Masowe pozwy pracownic złobków

rozbrat.org
Drukuj
zlobki10 maja w sądzie pracy w Poznaniu odbył się pierwszy proces przeciwko Zespołowi Żłobków nr 1. Łącznie 16 pracownic żłobów – członkiń OZZ Inicjatywa Pracownicza – domaga się zwrotu zaległych wynagrodzeń. Proces siedmiu z nich rozpoczął się dzisiaj w sądzie. Jeśli wygrają, zaniedbania dyrektor zespołu mogą kosztować miasto nawet 150 tys. zł i może to wywołać lawinę innych pozwów ze strony innych osób, które na razie wstrzymują się w obawie o utratę pracy. Rozprawy kolejnych pracownic odbędą się 14 maja. Jak się dowiadujemy kolejne osoby zamierzają skarżyć pracodawę.

Pełnomocnik pracownic z ramienia OZZ „Inicjatywa Pracownicza”, Jarosław Urbański, stoi na stanowisku, że Aldona Sokołowska, dyrektor Zespołowi Żłobków nr 1, wymusiła na pracownicach (opiekunkach i salowych) świadczenia dodatkowych godzin pracy, za które nie miały one zapłacone. Proceder ten trwał od września 2009 r. Inspekcja Pracy stwierdziła, że w dokumentacji pracy zespołu nr 1 widnieją zapisy, że opiekunki pracowały zgodnie z prawem, czyli 7 godz. i 35 minut dziennie. Większość z nich utrzymuje zgodnie natomiast, że pracowały po osiem godzin dziennie. Część pracownic we wrześniu 2009 roku skierowała pismo do Aldony Sokołowskiej z prośbą o podanie podstawy prawnej tak naliczanego czasu pracy. Odpowiedź na powyższe pismo nigdy do nich nie dotarła.
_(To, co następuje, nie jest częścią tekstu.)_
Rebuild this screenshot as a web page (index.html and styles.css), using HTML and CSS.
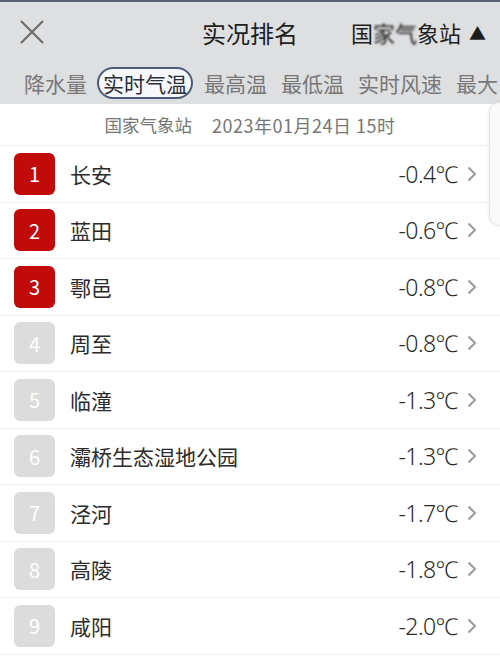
FILE: index.html
```html
<!doctype html>
<html>
  <head>
    <meta charset="utf-8">
    <link rel="stylesheet" href="styles.css">
  </head>
  <body>
    <div class="topline"></div>
    <header class="head">
      <div class="titlebar">
        <svg class="close" width="24" height="24" viewBox="0 0 24 24">
          <path d="M1 1 L23 23 M23 1 L1 23" stroke="#6a6a6a" stroke-width="2" fill="none"/>
        </svg>
        <div class="title">实况排名</div>
        <div class="station">国<span class="smudge">家气</span>象站<span class="tri">▲</span></div>
      </div>
      <nav class="tabs">
        <span class="tab">降水量</span>
        <span class="tab active">实时气温</span>
        <span class="tab">最高温</span>
        <span class="tab">最低温</span>
        <span class="tab">实时风速</span>
        <span class="tab">最大</span>
      </nav>
    </header>

    <div class="sub"><span>国家气象站</span><span class="date">2023年01月24日 15时</span></div>

    <ul class="list">
      <li class="row"><span class="rank top">1</span><span class="name">长安</span><span class="temp">-0.4℃</span><svg class="chev" width="10" height="16" viewBox="0 0 10 16"><path d="M1.5 1.5 L8 8 L1.5 14.5" stroke="#9a9a9a" stroke-width="2" fill="none"/></svg></li>
      <li class="row"><span class="rank top">2</span><span class="name">蓝田</span><span class="temp">-0.6℃</span><svg class="chev" width="10" height="16" viewBox="0 0 10 16"><path d="M1.5 1.5 L8 8 L1.5 14.5" stroke="#9a9a9a" stroke-width="2" fill="none"/></svg></li>
      <li class="row"><span class="rank top">3</span><span class="name">鄠邑</span><span class="temp">-0.8℃</span><svg class="chev" width="10" height="16" viewBox="0 0 10 16"><path d="M1.5 1.5 L8 8 L1.5 14.5" stroke="#9a9a9a" stroke-width="2" fill="none"/></svg></li>
      <li class="row"><span class="rank">4</span><span class="name">周至</span><span class="temp">-0.8℃</span><svg class="chev" width="10" height="16" viewBox="0 0 10 16"><path d="M1.5 1.5 L8 8 L1.5 14.5" stroke="#9a9a9a" stroke-width="2" fill="none"/></svg></li>
      <li class="row"><span class="rank">5</span><span class="name">临潼</span><span class="temp">-1.3℃</span><svg class="chev" width="10" height="16" viewBox="0 0 10 16"><path d="M1.5 1.5 L8 8 L1.5 14.5" stroke="#9a9a9a" stroke-width="2" fill="none"/></svg></li>
      <li class="row"><span class="rank">6</span><span class="name">灞桥生态湿地公园</span><span class="temp">-1.3℃</span><svg class="chev" width="10" height="16" viewBox="0 0 10 16"><path d="M1.5 1.5 L8 8 L1.5 14.5" stroke="#9a9a9a" stroke-width="2" fill="none"/></svg></li>
      <li class="row"><span class="rank">7</span><span class="name">泾河</span><span class="temp">-1.7℃</span><svg class="chev" width="10" height="16" viewBox="0 0 10 16"><path d="M1.5 1.5 L8 8 L1.5 14.5" stroke="#9a9a9a" stroke-width="2" fill="none"/></svg></li>
      <li class="row"><span class="rank">8</span><span class="name">高陵</span><span class="temp">-1.8℃</span><svg class="chev" width="10" height="16" viewBox="0 0 10 16"><path d="M1.5 1.5 L8 8 L1.5 14.5" stroke="#9a9a9a" stroke-width="2" fill="none"/></svg></li>
      <li class="row"><span class="rank">9</span><span class="name">咸阳</span><span class="temp">-2.0℃</span><svg class="chev" width="10" height="16" viewBox="0 0 10 16"><path d="M1.5 1.5 L8 8 L1.5 14.5" stroke="#9a9a9a" stroke-width="2" fill="none"/></svg></li>
    </ul>

    <div class="ghost"></div>
  </body>
</html>
```

FILE: styles.css
```css
body {
  margin: 0;
  width: 500px;
  height: 659px;
  overflow: hidden;
  background: #ffffff;
  font-family: "Noto Sans CJK SC", "Noto Sans", sans-serif;
  position: relative;
}

.topline {
  height: 2px;
  background: #5b6274;
}

.head {
  background: #dedfe1;
}

.titlebar {
  height: 60px;
  display: flex;
  align-items: center;
  position: relative;
}

.close {
  margin-left: 20px;
}

.title {
  position: absolute;
  left: 0;
  right: 0;
  text-align: center;
  font-size: 24px;
  color: #1e1e1e;
  pointer-events: none;
}

.station {
  margin-left: auto;
  margin-right: 14px;
  font-size: 22px;
  color: #1e1e1e;
  position: relative;
  z-index: 1;
}

.smudge {
  filter: blur(1.2px);
}

.tri {
  font-size: 17px;
  margin-left: 8px;
  position: relative;
  top: -2px;
}

.tabs {
  height: 42px;
  display: flex;
  align-items: center;
  white-space: nowrap;
  overflow: hidden;
  padding-left: 24px;
  gap: 14px;
}

.tab {
  font-size: 21px;
  color: #777777;
  flex: none;
  line-height: 28px;
}

.tab.active {
  color: #2a2f3a;
  border: 2px solid #4b5a78;
  border-radius: 16px;
  background: #f6f8fb;
  padding: 0 4px;
  margin-left: -4px;
  margin-right: -3px;
}

.sub {
  height: 41px;
  display: flex;
  align-items: center;
  justify-content: center;
  gap: 20px;
  font-size: 17.5px;
  color: #767676;
  border-bottom: 1px solid #efefef;
}

.date {
  letter-spacing: 0.5px;
  font-size: 18px;
}

.list {
  list-style: none;
  margin: 0;
  padding: 0;
}

.row {
  height: 55.5px;
  border-bottom: 1px solid #f0f0f0;
  display: flex;
  align-items: center;
  padding-left: 14px;
  padding-right: 23px;
}

.rank {
  width: 41px;
  height: 42px;
  border-radius: 6px;
  background: #dcdcdc;
  color: #ffffff;
  font-size: 20px;
  display: flex;
  align-items: center;
  justify-content: center;
  flex: none;
}

.rank.top {
  background: #c10a0a;
}

.name {
  margin-left: 15px;
  font-size: 21px;
  color: #2b2b2b;
}

.temp {
  margin-left: auto;
  font-size: 23px;
  color: #2b2b2b;
  font-family: "Noto Sans", sans-serif;
  font-weight: 300;
  letter-spacing: -0.5px;
}

.chev {
  margin-left: 9px;
  flex: none;
}

.ghost {
  position: absolute;
  left: 489px;
  top: 102px;
  width: 30px;
  height: 122px;
  border: 1px solid #e6e6e6;
  border-radius: 10px;
  background: #fafafa;
  box-shadow: -1px 0 3px rgba(0, 0, 0, 0.06);
}
```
Na sali sądowej stawiły się wszystkie pracownice oraz ich pełnomocnik. Ze strony pozwanej obecna była jedynie Małgorzata Słowińska, która miała reprezentować pracodawcę w charakterze pełnomocnika Zespołu Żłobków. Jednak Słowińska, niegdyś inspektor pracy w Okręgowej Inspekcji Pracy a dziś świadcząca usługi prawne dla dyrektor Zespołu Żłobków, nie potrafiła sprecyzować dokładnej podstawy prawnej, umożliwiającej jej reprezentowanie Zespołu Żłobków. W związku z czym została dopuszczona do rozprawy warunkowo.

Dzisiejsza rozprawa upłynęła przede wszystkim na kwestiach proceduralnych. Kolejna rozprawa odbędzie się 21 czerwca o godz. 9.30. Będą na niej przesłuchiwani świadkowie (m.in. kierownik fili żłobków).

Na korytarzu sądowym w nieformalnej rozmowie z pełnomocnikiem związkowym, strona pracodawcy zakomunikowała jeszcze przed ogłoszeniem wyroku, że jeśli będzie on pozytywny dla pracownic, to będzie się odwoływać do Sądu Najwyższego. Równocześnie odrzuciła możliwość ugody. Dla Inicjatywy Pracowniczej jest to sygnał, że pracodawca zrobi wszystko co możliwe, by opóźnić wypłatę wynagrodzeń dla pracownic oraz poprzez ciągnący się proces próbować zniechęcić kolejne osoby do składania pozwów.

OZZ Inicjatywa Pracownicza zapowiada, że będzie konsekwentnie obnażać taktykę pracodawcy i solidarnie wspierać wszystkie pracownice, które zdecydują się walczyć o swoje wynagrodzenia. Razem jesteśmy silniejsze!